WASHINGTON – Maryland congressional hopefuls already have almost $2.7 million in the bank for the 2000 campaign, all but $107,000 of which is in the hands of incumbents.
In the first six months of the year, Maryland’s eight House members raised $1.15 million, according to reports filed with the Federal Election Commission last month.
Rep. Steny Hoyer, D-Mechanicsville, raised and spent the most, collecting $330,928 so far this year and spending $132,714. He had $667,592 on hand at the end of June.
Hoyer was trailed closely by Rep. Robert Ehrlich, R-Timonium, who brought in $323,270 and spent $111,273. He had $530,081 in the bank with 16 months until the election.

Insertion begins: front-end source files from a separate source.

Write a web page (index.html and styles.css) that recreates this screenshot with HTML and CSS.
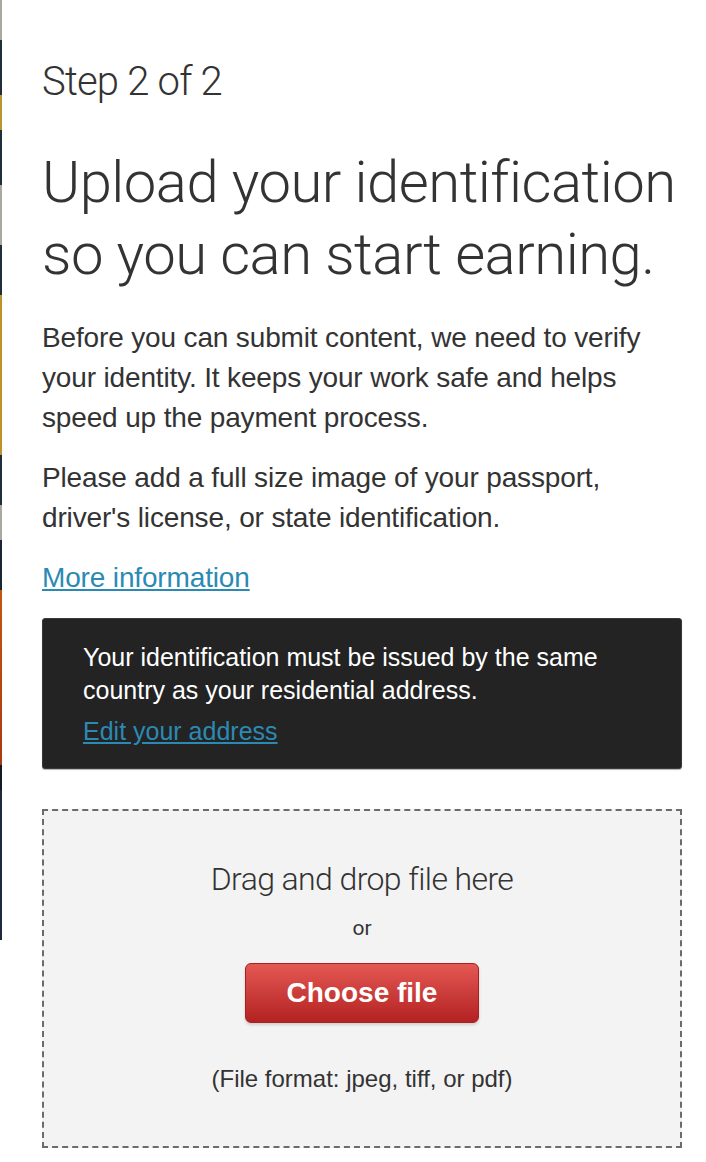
FILE: index.html
```html
<!DOCTYPE html>
<html>
<head>
  <title>Upload your identification</title>
  <link rel="stylesheet" href="styles.css">
</head>
<body>

  <div class="page">
    <div class="backdrop"></div>

    <div class="content">
      <div class="step">Step 2 of 2</div>

      <h1 class="title">Upload your identification so you can start earning.</h1>

      <p class="text">Before you can submit content, we need to verify your identity. It keeps your work safe and helps speed up the payment process.</p>
      <p class="text">Please add a full size image of your passport, driver's license, or state identification.</p>

      <p class="text"><a href="#" class="link">More information</a></p>

      <div class="notice">
        <p class="notice-text">Your identification must be issued by the same country as your residential address.</p>
        <a href="#" class="link notice-link">Edit your address</a>
      </div>

      <div class="dropzone">
        <div class="drop-title">Drag and drop file here</div>
        <div class="drop-or">or</div>
        <button class="choose-button">Choose file</button>
        <div class="drop-format">(File format: jpeg, tiff, or pdf)</div>
      </div>
    </div>
  </div>

</body>
</html>
```

FILE: styles.css
```css
body {
  margin: 0;
  background-color: #fff;
  font-family: 'Liberation Sans', Arial, sans-serif;
  color: #333;
}

.page {
  display: flex;
  align-items: flex-start;
}

/* полоска фоновой картинки слева */
.backdrop {
  flex: 0 0 2px;
  height: 940px;
  background: linear-gradient(to bottom,
    #a9a89c 0, #a9a89c 40px,
    #1f2d3d 40px, #1f2d3d 95px,
    #b8952e 95px, #b8952e 130px,
    #1f2d3d 130px, #1f2d3d 185px,
    #a9a89c 185px, #a9a89c 245px,
    #1f2d3d 245px, #1f2d3d 295px,
    #bf912a 295px, #bf912a 455px,
    #1f2d3d 455px, #1f2d3d 505px,
    #a9a89c 505px, #a9a89c 540px,
    #1a2535 540px, #1a2535 590px,
    #c4560f 590px, #a93a10 765px,
    #141a24 765px, #141a24 790px,
    #1c2a3c 790px, #1c2a3c 940px);
}

.content {
  width: 640px;
  padding: 58px 24px 16px 40px;
}

.step {
  font-family: 'Roboto', sans-serif;
  font-weight: 300;
  font-size: 40px;
  line-height: 48px;
  letter-spacing: -0.8px;
  color: #333;
}

.title {
  margin: 40px 0 28px 0;
  font-family: 'Roboto', sans-serif;
  font-weight: 300;
  font-size: 58px;
  line-height: 72px;
  letter-spacing: -0.5px;
  color: #333;
}

.text {
  margin: 0 0 20px 0;
  font-size: 28px;
  line-height: 40px;
  letter-spacing: -0.15px;
}

.link {
  color: #2b8ab3;
  text-decoration: underline;
}

.notice {
  margin-top: 19px;
  padding: 22px 40px 20px 40px;
  background-color: #232323;
  border: 1px solid #3a3a3a;
  border-radius: 3px;
  box-shadow: 0 1px 1px rgba(0,0,0,0.3);
}

.notice-text {
  margin: 0 0 8px 0;
  color: #fff;
  font-size: 25px;
  line-height: 33px;
}

.notice-link {
  font-size: 25px;
  line-height: 33px;
}

.dropzone {
  margin-top: 40px;
  padding: 48px 20px 53px 20px;
  background-color: #f3f3f3;
  border: 2px dashed #6b6b6b;
  text-align: center;
}

.drop-title {
  font-family: 'Roboto', sans-serif;
  font-weight: 300;
  font-size: 32px;
  line-height: 40px;
  letter-spacing: -0.6px;
  color: #333;
}

.drop-or {
  margin-top: 15px;
  font-family: 'Roboto', sans-serif;
  font-size: 21px;
  line-height: 28px;
  color: #333;
}

.choose-button {
  margin-top: 21px;
  width: 234px;
  height: 60px;
  border: 1px solid #a82020;
  border-radius: 6px;
  background: linear-gradient(to bottom, #e45853, #b22222);
  color: #fff;
  font-family: 'Liberation Sans', Arial, sans-serif;
  font-weight: bold;
  font-size: 28px;
  cursor: pointer;
  box-shadow: 0 2px 3px rgba(0,0,0,0.15);
}

.drop-format {
  margin-top: 42px;
  font-size: 24px;
  line-height: 28px;
  color: #333;
}
```
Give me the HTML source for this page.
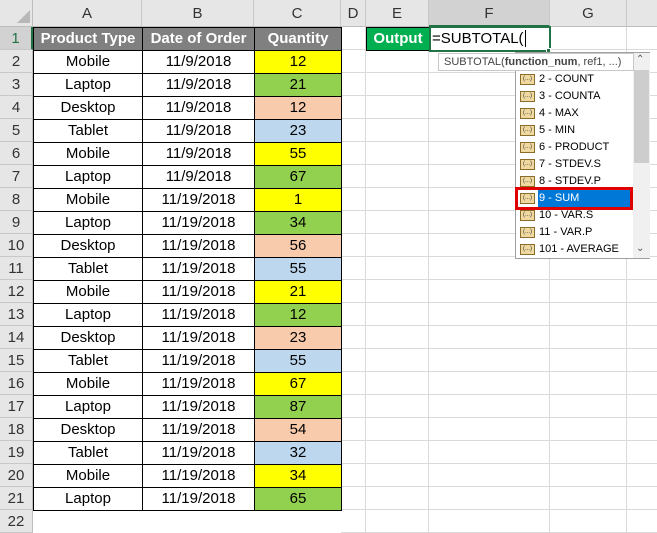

Rep. Wayne Gilchrest, R-Kennedyville, raised the least among incumbents in the state, $6,797, and had the lowest bank balance, at $53,082.
But political scientist Lawrence Rothenberg of the University of Rochester said it is too early to count winners and losers based on bank accounts.
“At this point, you shouldn’t focus that much on what the candidates have in the bank,” Rothenberg said.
“Once a candidate has enough money to run a credible House race, it’s not clear that the extra money makes that much difference at the margin in terms of predicting election outcomes,” he said.
Despite Hoyer’s considerable bankroll this early in the campaign, Republicans view him as vulnerable in his largely conservative Southern Maryland district.
Whatever Hoyer’s fund-raising skills, “he still has to run on his record,” said Maryland Republican Party Executive Director Paul Ellington. He said Hoyer is “out of sync” with constituents on matters such as IRS reform and the proposed amendment against flag burning.
Ellington said 1998 GOP nominee Bob Ostrom “ran a credible race (against Hoyer) last time. If you look at the demographics and the voter registrations, you see that this should be a Republican district.”
But Hoyer spokeswoman Deborah Dejong minimized the threat to Hoyer’s re- election.
“It must have been hard for them to say that [Hoyer is vulnerable] with a straight face,” she said, noting that Hoyer beat Ostrom 2-to-1.
“The wide margin of victory … reflects the congressman’s ability to represent a conservative district,” Dejong said.
Dejong defended Hoyer’s fund raising as “a reflection of the campaign system nationwide; it’s what is necessary to operate a serious campaign. You have to raise money early to remain competitive.”
Ostrom raised $250,484 for the 1998 race, compared to Hoyer’s $1.13 million.
Ehrlich’s funds could be used for a re-election bid or they could be the basis of a more costly run for Senate or for governor, all of which he is considering, aides say.
“All of these options require money, and to pursue any of them, fund raising has to be aggressive and successful,” said Ehrlich campaign spokesman Paul Shurick.
“Our goal was to raise a half-million by mid-year, and we met and exceeded that goal,” Shurick said.
Should he run for Senate, Ehrlich would likely face Sen. Paul Sarbanes, D- Baltimore, who raised $663,384 in the first half of this year and held $704,639 at the end of June.
The only other race that is at all close in fund-raising is the likely 8th District rematch between Rep. Constance Morella, R-Bethesda, and Democrat Ralph Neas.
Neas spent $810,258 to Morella’s $884,238 in the 1998 race, but he was only able to win 40 percent of the vote against her, the closest of all the congressional campaigns in the state last year.
As of June 30, Neas had raised $122,309, only a few thousand less than Morella, although he ended up with $103,591 in the bank compared to Morella’s $303,850.
In other Maryland congressional districts:
— Rep. Roscoe Bartlett, R-Frederick, had the third-largest bankroll, at $403,001, despite relatively limited receipts of $43,332.
— Rep. Albert Wynn, D-Largo, raised $171,141 and had $275,460 on hand.
— Rep. Benjamin Cardin, D-Baltimore, raised $49,507 and had $250,532 on hand.
— Rep. Elijah Cummings, D-Baltimore, raised $97,895 and ended the period with $201,184 in the bank.